The Magdalena River is an integral part of the life of the inhabitants of Buenos Aires in Las Pavas. They make a living from and enjoy it. The river has also witnessed the conflict and its consequences for the communities and its surroundings.

After seven hours on the road, we shared with the community a swim at the end of the day. It was an invaluable experience in which time seemed to be suspended. That day we found that simple things have a huge meaning!

The community leaders tell their story of peaceful resistance, under constant siege from the palm company Aportes San Isidro which has invaded their territories, planting oil palm monoculture, before the undaunted gaze of the State, which does not fulfill its duty of protecting the farming communities and prioritizes strengthening large business interests over vulnerable populations that struggle to remain on the land and develop their life projects in that region.

You can see in the faces of these farmers, the joy and satisfaction when they open their homes and show us their crops. They transmit their love for their land and make us feel that the land they have fought so hard for is the land of all.

Since 2001, CPT has accompanied, as an international actor, Colombian communities affected by the armed conflict, safeguarding life, supporting the restitution of rights (including return to communities) and working on transformation of structures of domination in the Magdalena Medio region. The communities where CPT is present recognize their role in the processes of resistance and peace building.

Love for the land, moves the farmers of Las Pavas to return and remain in spite of the scarcity of water and food. Solidarity and creativity allows them to survive the hardship of the climate, harassment of the palm oil workers and the negligence of the State, which forgets its farmers and even more, forgets that the farmer is the one who allows food stocks to be filled in the cities.

Efraín describes himself as a farmer, not as a worker. He says he has lots of gray hair but is young. His cheerful singing is proof of that. He remembers how these lands were a battlefield until recently. As we listened to his stories, heavy machinery and trucks from the palm oil company Aportes San Isidro passed by us. The noise it made, brought to mind the misfortune of this community; Intimidation, violence and forced displacement.

Efraín’s and other grandparents, leaders of the process of resistance, hope is to be able to leave as inheritance, a united community with strong ties to the earth. His dream, like that of 123 other families of this community, is that through the cultivation of the land they can live with autonomy, freedom and peace.

Naudis, recounts the difficulties she faces as a woman, wife, daughter, mother of four children and as a farmer rooted in the land committed to the process of resistance in her community. Her strength is the engine for transformation. Her hope feeds the dreams of a more just and dignified future. Naudis, maintains a firm conviction that by means of faith, unity and education, social changes that she has waited so long for are possible.
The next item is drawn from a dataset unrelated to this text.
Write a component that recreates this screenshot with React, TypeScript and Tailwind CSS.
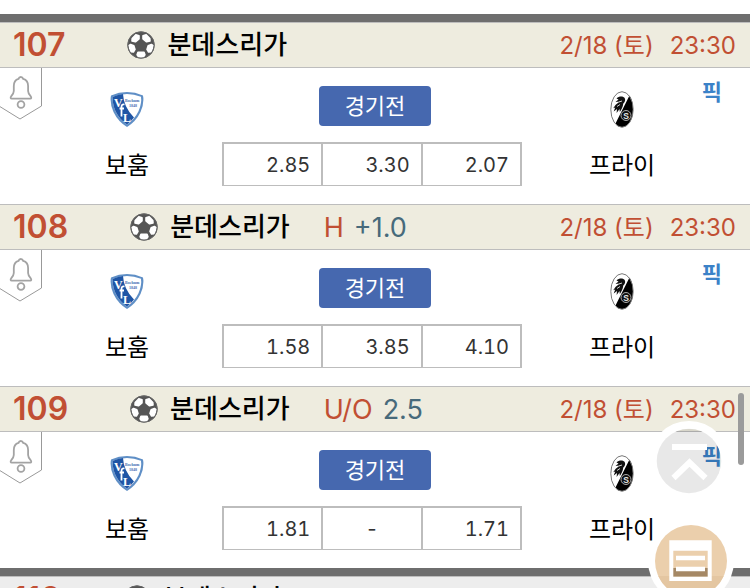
import React from 'react';

type Match = {
  no: string;
  league: string;
  kind?: string;
  line?: string;
  date: string;
  time: string;
  home: string;
  away: string;
  odds: string[];
};

const matches: Match[] = [
  {
    no: '107',
    league: '분데스리가',
    date: '2/18 (토)',
    time: '23:30',
    home: '보훔',
    away: '프라이',
    odds: ['2.85', '3.30', '2.07'],
  },
  {
    no: '108',
    league: '분데스리가',
    kind: 'H',
    line: '+1.0',
    date: '2/18 (토)',
    time: '23:30',
    home: '보훔',
    away: '프라이',
    odds: ['1.58', '3.85', '4.10'],
  },
  {
    no: '109',
    league: '분데스리가',
    kind: 'U/O',
    line: '2.5',
    date: '2/18 (토)',
    time: '23:30',
    home: '보훔',
    away: '프라이',
    odds: ['1.81', '-', '1.71'],
  },
];

const SoccerBall = () => (
  <svg viewBox="0 0 28 28" className="size-7 shrink-0" aria-hidden="true">
    <circle cx="14" cy="14" r="13.6" fill="#555" />
    <g fill="#fff" stroke="#fff" strokeWidth="1.600" strokeLinejoin="round">
      <path d="M5.200 7.500 8.800 3.800l3.200 1v3L8.400 10.800 5 10Z" />
      <path d="M22.800 7.500 19.200 3.800l-3.200 1v3l3.600 3 3.400-.8Z" />
      <path d="M1.800 14.600 3.600 13.500l3.200 1.300 1.200 3.600-1.600 2.600-2.600-.4Z" />
      <path d="M26.200 14.600 24.400 13.500l-3.200 1.300-1.200 3.600 1.600 2.600 2.600-.4Z" />
      <path d="M11 21.200h6l.9 2.600-1.600 2.200h-4.600l-1.600-2.200Z" />
    </g>
    <circle cx="14" cy="14" r="13.2" fill="none" stroke="#666" />
  </svg>
);

// Bochum shield
const HomeCrest = () => (
  <svg viewBox="0 0 34 37" className="h-[37px] w-[34px]" aria-hidden="true">
    <path d="M1 4.400Q17-2.200 33 4.400 34.500 12 30.500 21 26 30.500 17 36 8 30.500 3.500 21-.5 12 1 4.400Z" fill="#5f8fc6" />
    <path d="M3 5.800Q17 .4 31 5.800 32 12 28.600 20 24.500 28.500 17 33.500 9.500 28.500 5.400 20 2 12 3 5.800Z" fill="#fff" />
    <path d="M3 5.800Q8 3.400 13 3 13.500 16 24 26.500 21 30.500 17 33.500 9.500 28.500 5.400 20 2 12 3 5.800Z" fill="#1f55a5" />
    <g fill="#fff" fontFamily="Liberation Serif, serif" fontWeight="700">
      <text x="4" y="15.500" fontSize="12">V</text>
      <text x="13" y="30.500" fontSize="12">L</text>
    </g>
    <path d="M14.500 13.500c-2.200-.6-3 .8-3 2.600v9.500M9.500 17.500h4.500" fill="none" stroke="#fff" strokeWidth="1.800" />
    <g fill="#3f6fb2" fontFamily="Liberation Serif, serif" fontWeight="700">
      <text x="15" y="10.500" fontSize="4">Bochum</text>
      <text x="19" y="16" fontSize="4">1848</text>
    </g>
  </svg>
);

// Freiburg oval
const AwayCrest = () => (
  <svg viewBox="0 0 24 37" className="h-[37px] w-6" aria-hidden="true">
    <ellipse cx="12" cy="18.500" rx="11" ry="17.600" fill="#fff" />
    <path d="M19.500 4.500C22 8.500 23 13 23 18.500 23 28 18.500 36 12 36c-3 0-5-1-6.500-3.500Z" fill="#000" />
    <path
      d="M6.500 7.500c2.500-2.500 6-2.600 8-.7 1.300 1.700.6 4.300-1.200 5.600-.5 3.600-1.600 5.600-3.500 8.600l-.3-3-2.900 4 .4-3.900-3.300 2.400 1.500-4-2 .7 2.500-3.500 4.200-3.300-4.400.6 3-2.500Z"
      fill="#111"
    />
    <path d="m9 11 3-1M7 15.500l3-2" stroke="#fff" strokeWidth=".8" />
    <ellipse cx="12" cy="18.500" rx="11.200" ry="17.800" fill="none" stroke="#777" strokeWidth="1" />
    <circle cx="16" cy="24.500" r="5" fill="#111" stroke="#aaa" strokeWidth="1" />
    <text
      x="16"
      y="27.500"
      fontSize="8.500"
      fontWeight="700"
      fill="#e5e5e5"
      textAnchor="middle"
      fontFamily="Liberation Sans, sans-serif"
    >
      S
    </text>
  </svg>
);

const AlarmTag = () => (
  <svg viewBox="0 0 42 52" className="h-[52px] w-[42px]" fill="none" aria-hidden="true">
    <path d="M41.500 0v38L20 51-1 38" stroke="#999" />
    <path
      d="M20.800 9c-1.500 0-2 1-2.300 1.900-3.300 1-4.700 3.500-4.700 7.100v5c0 2.500-1 3.600-2.700 5.500-.8 1-.5 2.200.6 2.200h18.600c1 0 1.300-1.200.5-2.200-1.700-1.900-2.700-3-2.700-5.500v-5c0-3.600-1.500-6.100-4.900-7.100-.3-.9-.9-1.900-2.400-1.900Z"
      stroke="#a3a3a3"
      strokeWidth="1.800"
    />
    <circle cx="21" cy="36.500" r="3.400" stroke="#a3a3a3" strokeWidth="1.800" />
  </svg>
);

const MatchHeader = ({ match, muted = false }: { match: Match; muted?: boolean }) => (
  <header
    className={`flex h-[46px] items-center justify-between border-y border-[#bdbdbd] pl-[13px] pr-[14px] ${
      muted ? 'bg-[#ededed]' : 'bg-[#eeecdf]'
    }`}
  >
    <div className="flex items-center">
      <span className="text-[32px] font-semibold text-[#c14f33]">{match.no}</span>
      <span className="ml-[62px] flex items-center gap-3">
        <SoccerBall />
        <h2 className="text-[26px] font-medium text-black">{match.league}</h2>
      </span>
      {match.kind && (
        <span className="ml-[34px] flex gap-[10px] pt-[2px] text-[27px]">
          <span className="text-[#c14f33]">{match.kind}</span>
          <span className="text-[#476a7b]">{match.line}</span>
        </span>
      )}
    </div>
    <div className="flex gap-4 pt-[2px] text-2xl text-[#c14f33]">
      <span>{match.date}</span>
      <time>{match.time}</time>
    </div>
  </header>
);

const MatchCard = ({ match }: { match: Match }) => (
  <article>
    <MatchHeader match={match} />
    <div className="relative grid h-[136px] grid-cols-[1fr_306px_1fr] pt-[18px]">
      <button type="button" aria-label="알림" className="absolute left-0 top-0">
        <AlarmTag />
      </button>
      <div className="flex flex-col items-center gap-[22px] pl-8 pt-[5px]">
        <HomeCrest />
        <span className="text-2xl text-black">{match.home}</span>
      </div>
      <div className="flex flex-col gap-4">
        <button
          type="button"
          className="h-10 w-28 self-center rounded bg-[#4668af] text-[22px] leading-10 text-white"
        >
          경기전
        </button>
        <table className="w-[300px] table-fixed border-collapse">
          <tbody>
            <tr>
              {match.odds.map((odd, i) => (
                <td
                  key={i}
                  className={`h-[42px] border-2 border-b border-[#bdbdbd] p-0 pt-[2px] text-xl tabular-nums text-[#333] ${
                    odd === '-' ? 'text-center' : 'pr-[11px] text-right'
                  }`}
                >
                  {odd}
                </td>
              ))}
            </tr>
          </tbody>
        </table>
      </div>
      <div className="flex flex-col items-center gap-[22px] pr-[34px] pt-[5px]">
        <AwayCrest />
        <span className="text-2xl text-black">{match.away}</span>
      </div>
      <a href="#pick" className="absolute right-7 top-2 text-[22px] font-bold text-[#3b82c8]">
        픽
      </a>
    </div>
  </article>
);

export default function App() {
  return (
    <div className="relative h-screen overflow-hidden bg-white pt-[14px] font-[Inter,'Noto_Sans_CJK_KR',sans-serif] leading-8">
      <main>
        <section className="border-t-8 border-[#6e6e6e]">
          {matches.map((match) => (
            <MatchCard key={match.no} match={match} />
          ))}
        </section>
        <section className="border-t-8 border-[#6e6e6e]">
          <MatchHeader match={{ ...matches[0], no: '110' }} muted />
        </section>
      </main>

      {/* Floating buttons */}
      <button
        type="button"
        aria-label="맨 위로"
        className="absolute bottom-[87px] right-[21px] z-10 size-20 rounded-full"
      >
        <svg viewBox="0 0 80 80" className="size-20" fill="none" aria-hidden="true">
          <circle cx="40" cy="40" r="36" stroke="#fff" strokeWidth="8" />
          <circle cx="40" cy="40" r="32.300" fill="#000" fillOpacity=".09" />
          <path d="M23 26h35" stroke="#fff" strokeWidth="6" />
          <path d="M24.500 57 40.500 41.500 56.500 57" stroke="#fff" strokeWidth="6" />
        </svg>
      </button>
      <button
        type="button"
        aria-label="메뉴"
        className="absolute -bottom-4 right-4 z-10 size-[86px] rounded-full"
      >
        <svg viewBox="0 0 86 86" className="size-[86px]" fill="none" aria-hidden="true">
          <circle cx="43" cy="43" r="43" fill="#fff" />
          <circle cx="43" cy="43" r="36" fill="#ebcfac" />
          <path d="M10.200 58h65.600A36 36 0 0 1 10.200 58Z" fill="#e4c6a1" />
          <path d="M25 50h36v8.700H25Z" fill="#a58865" />
          <path
            d="M21.300 22.300h42.400V63H21.300ZM25.300 32.700v26h34.400v-26Z"
            fill="#fff"
            fillRule="evenodd"
          />
          <path d="M28 40h29M28 51h29" stroke="#fff" strokeWidth="4.300" />
        </svg>
      </button>
      <div className="absolute right-[6px] top-[393px] z-30 h-[72px] w-[6px] rounded-full bg-[#9b9b9b]" />
    </div>
  );
}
The delegation listens attentively to the narratives that in the form of songs give life to the stories and wisdom of a generation that has remained firm in the face of adversity. Their sense of belonging to the territory and their own, allows them to keep hope alive and reaffirm the use of nonviolence. In this space of passing down knowledge, open dialogue, spontaneity and frankness prevailed accompanied by the songs of those who have found in music a tool of restoration and memory.

Although the armed conflict in Colombia is a single tragedy shared by the same people, each story has its own faces. That is how throughout the Colombian territory, women have been given the task of telling their own experiences, of collecting their memories, and in this process of remembrance, the women of Las Pavas have not been the exception.

This loom is more than a mere fabric full of figures, colors and shapes, it is a collective work that symbolizes and immortalizes a story that stitch by stitch chronologically narrates what has been its struggle in the territory and its forms of resistance. The history in this loom is missing a part. Its outcome, one where they are the protagonists, and the owners of their own voice. In this outcome they dream of a wholistic peace that brings with it conditions for a dignified life and positive action from the State, with the fulfillment of a government promise that until today, is covered in the dust of oblivion.

 

https://www.facebook.com/cptco/videos/1648491158537344/

United we will conquer – Efrain Alvear

Together, we will be able to conquer the war that makes us cry
From the fields abundance will return , in all the towns we will have peace,
Peace in Colombia will remain and even more if we look to God for power
And all the men that´s what we are going to do, the young man, the boy and woman too.

We suffer injustice, also intolerance
That was the night, dawn is now rising
In our streets there will be no more violence
And let the cry be heard, how good it is to overcome!
Peace in Colombia will remain and even more if we look to God for power
And all the men that´s what we are going to do, the young man, the boy and woman too.

That is why we strive to teach, that our children know how to unite
In that way, we are going to enjoy, years of peace in our country
Peace in Colombia will remain and even more if we look to God for power
And all the men that´s what we are going to do, the young man, the boy and woman too.